Comments: Some questions you might have: do I need a sous-vide for this? Well, you do if you want to come up with this exact result, but you can always follow this method to obtain a similar type of lamb, quite different from the way it is normally enjoyed. It is known as “Lamb you can eat with a spoon” and pretty much describes the meal we had. Another question could be, can I make it in  24 hours instead of 30? I’d say you probably could, but the meat would not be as tender. Sous-vide offers a real wide flexibility in terms of timing, but I would definitely go more towards 30 rather than 24 for this preparation. There are discussions on how much liquid the meat loses as you increase the temperature and the timing, so higher temperatures can be problematic for some cuts of meat. I heard of a fantastic recipe for lamb shoulder from a restaurant that cooks it at 170F for 36 hours, but keep in mind that lamb shoulder is a bit different in terms of texture.

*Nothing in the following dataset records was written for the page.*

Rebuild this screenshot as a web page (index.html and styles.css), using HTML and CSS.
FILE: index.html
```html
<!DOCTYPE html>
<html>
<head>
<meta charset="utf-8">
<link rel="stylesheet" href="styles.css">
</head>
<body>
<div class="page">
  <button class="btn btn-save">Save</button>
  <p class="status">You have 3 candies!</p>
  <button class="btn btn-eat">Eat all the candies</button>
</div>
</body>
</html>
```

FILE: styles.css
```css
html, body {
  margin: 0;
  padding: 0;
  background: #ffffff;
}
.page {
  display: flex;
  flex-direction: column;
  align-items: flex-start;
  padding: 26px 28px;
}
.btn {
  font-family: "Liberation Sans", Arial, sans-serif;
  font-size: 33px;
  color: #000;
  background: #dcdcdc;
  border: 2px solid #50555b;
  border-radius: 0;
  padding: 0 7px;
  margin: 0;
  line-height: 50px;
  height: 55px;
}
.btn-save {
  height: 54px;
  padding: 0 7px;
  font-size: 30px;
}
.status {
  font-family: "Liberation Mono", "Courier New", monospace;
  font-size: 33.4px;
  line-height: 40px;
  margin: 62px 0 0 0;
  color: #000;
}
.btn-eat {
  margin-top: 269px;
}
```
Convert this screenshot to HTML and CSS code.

All things considered, I think the way we made it turned out pretty good. I would like to come up with a sauce to serve with it, but was unsure about using the liquid accumulated in the bag as a starting point. Will re-visit this issue soon.

The sweet potatoes were quite delicious, and paired well with the lamb. We also had green beans and almonds as another side dish, forming a fun and colorful dinner plate. Leftovers can be shredded and come back as part of a lamb ragu, coupled with a hearty tomato sauce, or part of a curry with some garbanzo beans added to the party.

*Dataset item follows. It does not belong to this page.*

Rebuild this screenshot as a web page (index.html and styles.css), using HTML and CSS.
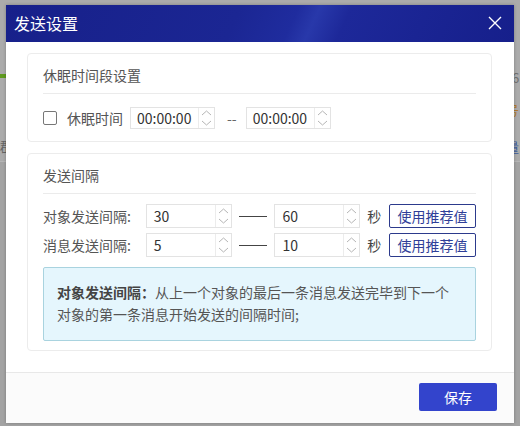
FILE: index.html
```html
<!DOCTYPE html>
<html lang="zh-CN">
<head>
<meta charset="utf-8">
<title>发送设置</title>
<link rel="stylesheet" href="styles.css">
</head>
<body>
<div class="page">
  <div class="page-top"></div>
  <span class="bg-bar"></span>
  <span class="bg-text bg-l">郡</span>
  <span class="bg-text bg-r1">6</span>
  <span class="bg-text bg-r2">号</span>
  <span class="bg-text bg-r3">量</span>
</div>

<div class="dialog">
  <div class="dlg-head">
    <span class="dlg-title">发送设置</span>
    <svg class="dlg-close" width="14" height="14" viewBox="0 0 14 14"><path d="M1 1L13 13M13 1L1 13" stroke="#fff" stroke-width="1.4" fill="none"/></svg>
  </div>
  <div class="dlg-body">
    <section class="card">
      <div class="card-title">休眠时间段设置</div>
      <div class="row row-sleep">
        <span class="checkbox"></span>
        <span class="lbl-sleep">休眠时间</span>
        <div class="spin spin-time">
          <span class="spin-val">00:00:00</span>
          <span class="spin-btns">
            <svg width="15" height="10" viewBox="0 0 15 10"><path d="M3 7L7.5 3L12 7" stroke="#b5b5b5" stroke-width="1" fill="none"/></svg>
            <svg width="15" height="10" viewBox="0 0 15 10"><path d="M3 3L7.5 7L12 3" stroke="#b5b5b5" stroke-width="1" fill="none"/></svg>
          </span>
        </div>
        <span class="range-sep">--</span>
        <div class="spin spin-time">
          <span class="spin-val">00:00:00</span>
          <span class="spin-btns">
            <svg width="15" height="10" viewBox="0 0 15 10"><path d="M3 7L7.5 3L12 7" stroke="#b5b5b5" stroke-width="1" fill="none"/></svg>
            <svg width="15" height="10" viewBox="0 0 15 10"><path d="M3 3L7.5 7L12 3" stroke="#b5b5b5" stroke-width="1" fill="none"/></svg>
          </span>
        </div>
      </div>
    </section>

    <section class="card card-interval">
      <div class="card-title">发送间隔</div>
      <div class="row row-int">
        <span class="lbl-int">对象发送间隔:</span>
        <div class="spin spin-num">
          <span class="spin-val">30</span>
          <span class="spin-btns">
            <svg width="15" height="11" viewBox="0 0 15 11"><path d="M3 8L7.5 4L12 8" stroke="#b5b5b5" stroke-width="1" fill="none"/></svg>
            <svg width="15" height="11" viewBox="0 0 15 11"><path d="M3 3L7.5 7L12 3" stroke="#b5b5b5" stroke-width="1" fill="none"/></svg>
          </span>
        </div>
        <span class="dash"></span>
        <div class="spin spin-num">
          <span class="spin-val">60</span>
          <span class="spin-btns">
            <svg width="15" height="11" viewBox="0 0 15 11"><path d="M3 8L7.5 4L12 8" stroke="#b5b5b5" stroke-width="1" fill="none"/></svg>
            <svg width="15" height="11" viewBox="0 0 15 11"><path d="M3 3L7.5 7L12 3" stroke="#b5b5b5" stroke-width="1" fill="none"/></svg>
          </span>
        </div>
        <span class="unit">秒</span>
        <button class="btn-outline">使用推荐值</button>
      </div>
      <div class="row row-int">
        <span class="lbl-int">消息发送间隔:</span>
        <div class="spin spin-num">
          <span class="spin-val">5</span>
          <span class="spin-btns">
            <svg width="15" height="11" viewBox="0 0 15 11"><path d="M3 8L7.5 4L12 8" stroke="#b5b5b5" stroke-width="1" fill="none"/></svg>
            <svg width="15" height="11" viewBox="0 0 15 11"><path d="M3 3L7.5 7L12 3" stroke="#b5b5b5" stroke-width="1" fill="none"/></svg>
          </span>
        </div>
        <span class="dash"></span>
        <div class="spin spin-num">
          <span class="spin-val">10</span>
          <span class="spin-btns">
            <svg width="15" height="11" viewBox="0 0 15 11"><path d="M3 8L7.5 4L12 8" stroke="#b5b5b5" stroke-width="1" fill="none"/></svg>
            <svg width="15" height="11" viewBox="0 0 15 11"><path d="M3 3L7.5 7L12 3" stroke="#b5b5b5" stroke-width="1" fill="none"/></svg>
          </span>
        </div>
        <span class="unit">秒</span>
        <button class="btn-outline">使用推荐值</button>
      </div>
      <div class="info">
        <p class="info-line"><b>对象发送间隔：</b>从上一个对象的最后一条消息发送完毕到下一个</p>
        <p class="info-line">对象的第一条消息开始发送的间隔时间;</p>
      </div>
    </section>
  </div>
  <div class="dlg-foot">
    <button class="btn-primary">保存</button>
  </div>
</div>
</body>
</html>
```

FILE: styles.css
```css
* { box-sizing: border-box; }
html, body {
  margin: 0;
  padding: 0;
  width: 520px;
  height: 426px;
  overflow: hidden;
  font-family: "Noto Sans CJK SC", "Noto Sans", sans-serif;
  font-size: 14px;
  color: #555;
}
.page {
  position: relative;
  width: 520px;
  height: 426px;
  background: #a3a3a3;
}
.page-top {
  height: 162px;
  background: #ababab;
  border-bottom: 1px solid #b6b6b6;
}
.bg-bar {
  position: absolute;
  left: 0;
  top: 74px;
  width: 8px;
  height: 4px;
  background: #5f9a1f;
}
.bg-text {
  position: absolute;
  font-size: 13px;
  line-height: 16px;
  color: #666;
}
.bg-l { left: 0; top: 138px; }
.bg-r1 { left: 512px; top: 70px; color: #707070; }
.bg-r2 { left: 506px; top: 102px; color: #b07a30; }
.bg-r3 { left: 506px; top: 139px; color: #3c5a9a; }

.dialog {
  position: absolute;
  left: 6px;
  top: 5px;
  width: 508px;
  height: 418px;
  background: #fff;
  display: flex;
  flex-direction: column;
  box-shadow: 0 0 3px rgba(0,0,0,0.25);
}
.dlg-head {
  height: 37px;
  flex: none;
  display: flex;
  align-items: center;
  justify-content: space-between;
  padding: 0 12px 0 8px;
  background: linear-gradient(115deg, #17208a 0%, #1b2693 45%, #1f2c9e 56%, #2838aa 60%, #1d2899 66%, #161f8b 100%);
}
.dlg-title {
  color: #fff;
  font-size: 16px;
  line-height: 20px;
  margin-top: -1px;
}
.dlg-close { display: block; margin-top: -1px; }

.dlg-body {
  flex: 1;
  padding: 11px 22px 0 21px;
  display: flex;
  flex-direction: column;
  gap: 11px;
}
.card {
  border: 1px solid #ececec;
  border-radius: 4px;
  padding: 10px 15px 12px 15px;
}
.card-interval { padding-bottom: 9px; }
.card-title {
  line-height: 22px;
  padding-bottom: 7px;
  border-bottom: 1px solid #ebebeb;
  color: #555;
}
.row {
  display: flex;
  align-items: center;
}
.row-sleep { margin-top: 13px; height: 22px; }
.checkbox {
  width: 14px;
  height: 14px;
  border: 1px solid #777;
  border-radius: 2px;
  background: #fff;
  margin-right: 10px;
}
.lbl-sleep { margin-right: 7px; line-height: 20px; }
.spin {
  display: flex;
  border: 1px solid #e3e3e3;
  background: #fff;
}
.spin-time { width: 85px; height: 22px; }
.spin-num { width: 86px; height: 24px; }
.spin-val {
  flex: 1;
  padding-left: 6px;
  color: #333;
  line-height: 20px;
  font-size: 14px;
}
.spin-num .spin-val { padding-left: 7px; line-height: 22px; }
.spin-btns {
  width: 16px;
  border-left: 1px solid #ececec;
  display: flex;
  flex-direction: column;
  justify-content: center;
}
.spin-btns svg { display: block; }
.range-sep {
  margin: 0 9px 0 12px;
  color: #666;
  line-height: 20px;
}
.row-int { height: 24px; margin-top: 10px; }
.row-int + .row-int { margin-top: 5px; }
.lbl-int {
  width: 103px;
  line-height: 20px;
}
.dash {
  width: 29px;
  height: 1px;
  background: #444;
  margin: 0 7px;
}
.unit {
  margin: 0 8px 0 7px;
  color: #444;
  line-height: 20px;
}
.btn-outline {
  width: 87px;
  height: 24px;
  border: 1px solid #2c3a8c;
  border-radius: 2px;
  background: #fff;
  color: #2f3e98;
  font-family: inherit;
  font-size: 14px;
  line-height: 20px;
  padding: 0;
}
.info {
  margin-top: 10px;
  background: #e5f6fd;
  border: 1px solid #a9d3df;
  border-radius: 2px;
  padding: 13px 13px 15px 13px;
  color: #555;
  height: 74px;
}
.info-line {
  margin: 0;
  line-height: 22px;
  white-space: nowrap;
}
.info b { color: #444; font-weight: bold; }

.dlg-foot {
  flex: none;
  height: 51px;
  border-top: 1px solid #e8e8e8;
  background: #fbfbfb;
  display: flex;
  justify-content: flex-end;
  align-items: flex-start;
  padding: 10px 17px 0 0;
}
.btn-primary {
  width: 78px;
  height: 28px;
  border: none;
  border-radius: 2px;
  background: #3344cc;
  color: #fff;
  font-family: inherit;
  font-size: 14px;
  padding: 0;
}
```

If you prefer a more traditional leg of lamb, you can use 135 to 140F for 24 hours for a bone-in piece. That will give you tender meat, pink all the way through, perfect to cut in slices. I like to keep seasoning simple, but you can of course use all kinds of dry rubs or marinades before placing it in the bag.

Sous-vide is a perfect gadget for entertaining. Since timing is so flexible and after sous-vide all you need is a last-minute browning or searing, it works wonders when you have guests for dinner.